The Grand Fires of 1904 – Lowell, Massachusetts and Fire’s Constant Threat

Image of 1904 Fireman
1904 Fireman - Lowell, Massachusetts. From: Lowell Sun. 14 Jan 1904; 7.

Fire was a danger never far from the minds of our ancestors at the turn of the last century.  In 1904, Lowell, Massachusetts, then a manufacturing city of 95,000 residents and the 39th largest city in the United States¹, suffered a record-setting year in terms of fires, alarms, and losses suffered.  Before the year would end, just over 700 alarms were called into the Lowell Fire Department; five of those alarms included a fatality.  The year’s largest fires claimed Lowell’s iconic Huntington Hall and one of its largest department stores – O’Donnell & Gilbride’s.  The Old City Hall – dating from 1830, St. Patrick’s Church– the city’s first Catholic church, and even the Central Fire Station were nearly lost as well.  Through this post, and a series of posts to come, I will cover each of the grand fires of 1904 in detail.

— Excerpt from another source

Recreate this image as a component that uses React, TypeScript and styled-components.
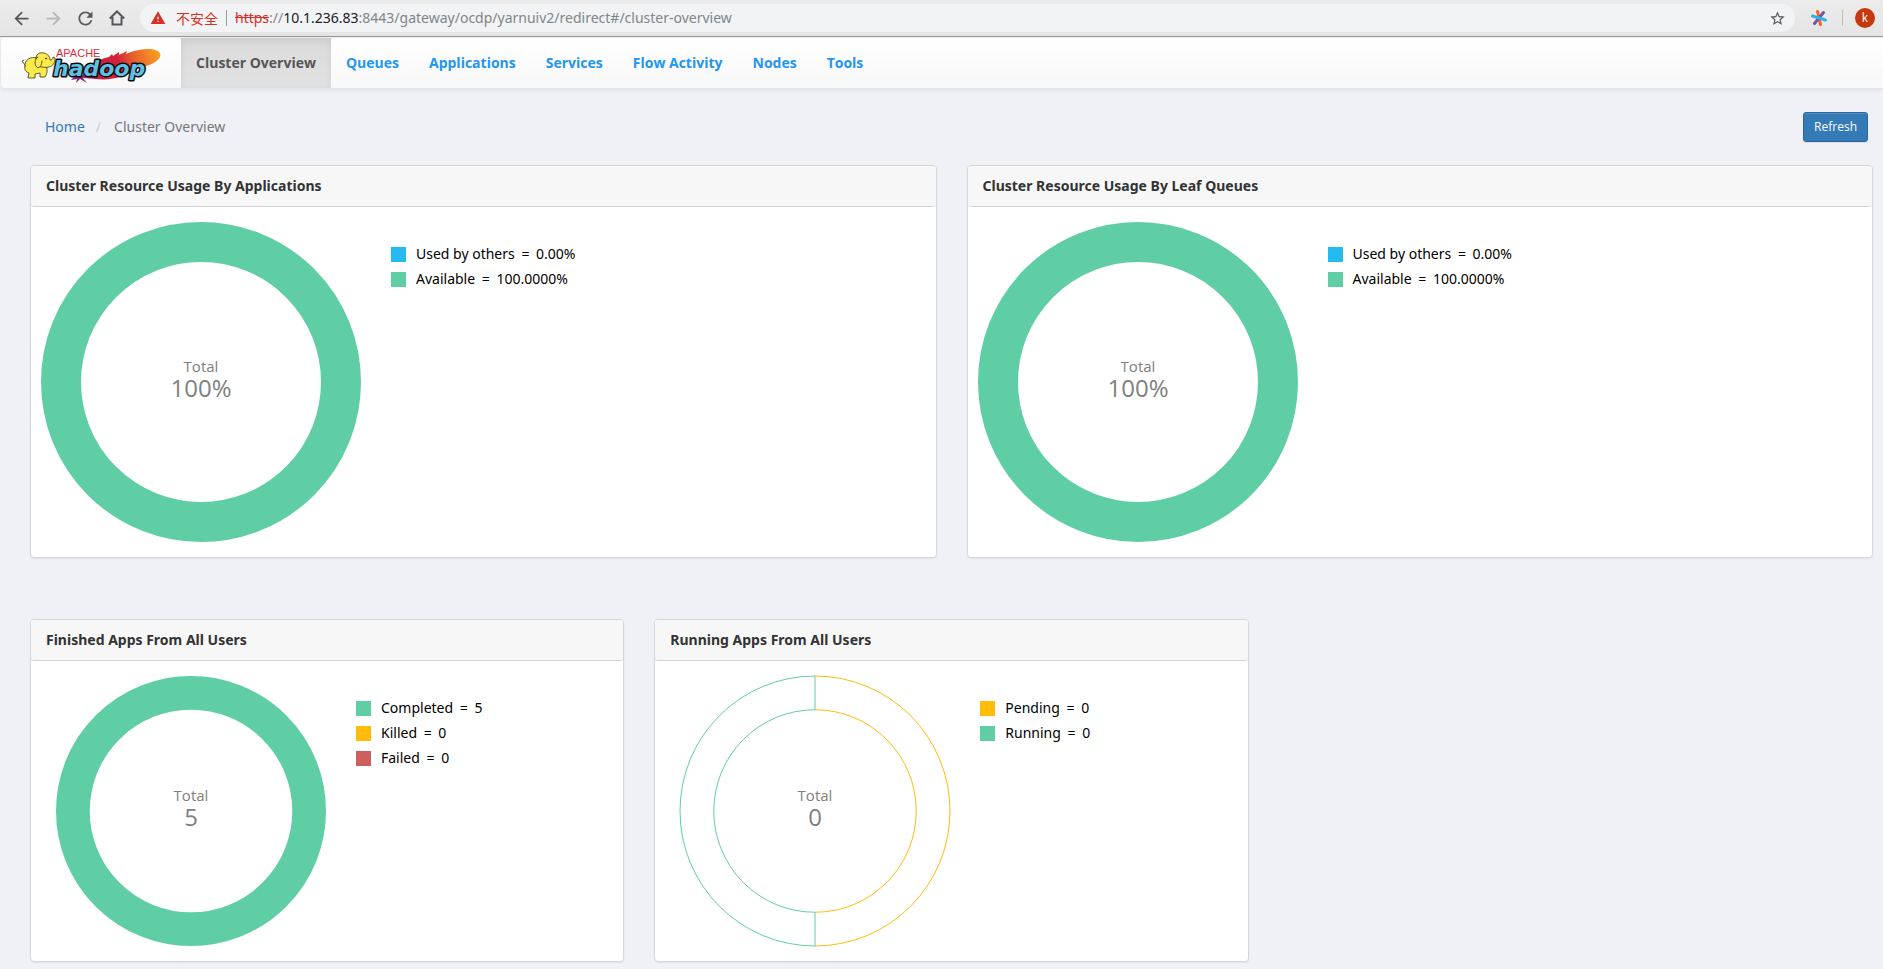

All five of the city’s fire-related deaths during 1904 were women and girls who had passed too closely to open flames in an age when hemlines swept floors.  Mrs. Celia Green died in February after stepping on a match.  Two others, Mrs. Rose Churchill and Miss Alice Sullivan, just four-years-old, died after passing too closely to burning leaves.  Another woman, Mrs. Marion Ainsworth, died on September 23 after suffering from burns caused from her oil stove the day before.  The last, Mrs. Ellen Leary, 75, died on Christmas Eve after her clothes caught fire from a falling oil lamp.

What’s surprising is that there were not more far more deaths in Lowell.  707 alarms were called into the Lowell Fire Department in 1904, and those were fairly well-distributed throughout the year, averaging about 60 alarms each month.  What caused these fires?  Chimneys were the most common cause in 1904, constituting about 17% of the alarms for that year.  Grass fires were a distant second at 7%.  Improper use of matches resulted in a good number of calls to the fire station during that year, as well, and resulted in about 5% of the year’s alarms.  However, the causes of the alarms truly were varied – ranging from sparks setting a roof on fire to failed attempts to thaw frozen pipes.  A wooden spittoon was blamed for one fire and rats’ nests in wall partitions were blamed for five others.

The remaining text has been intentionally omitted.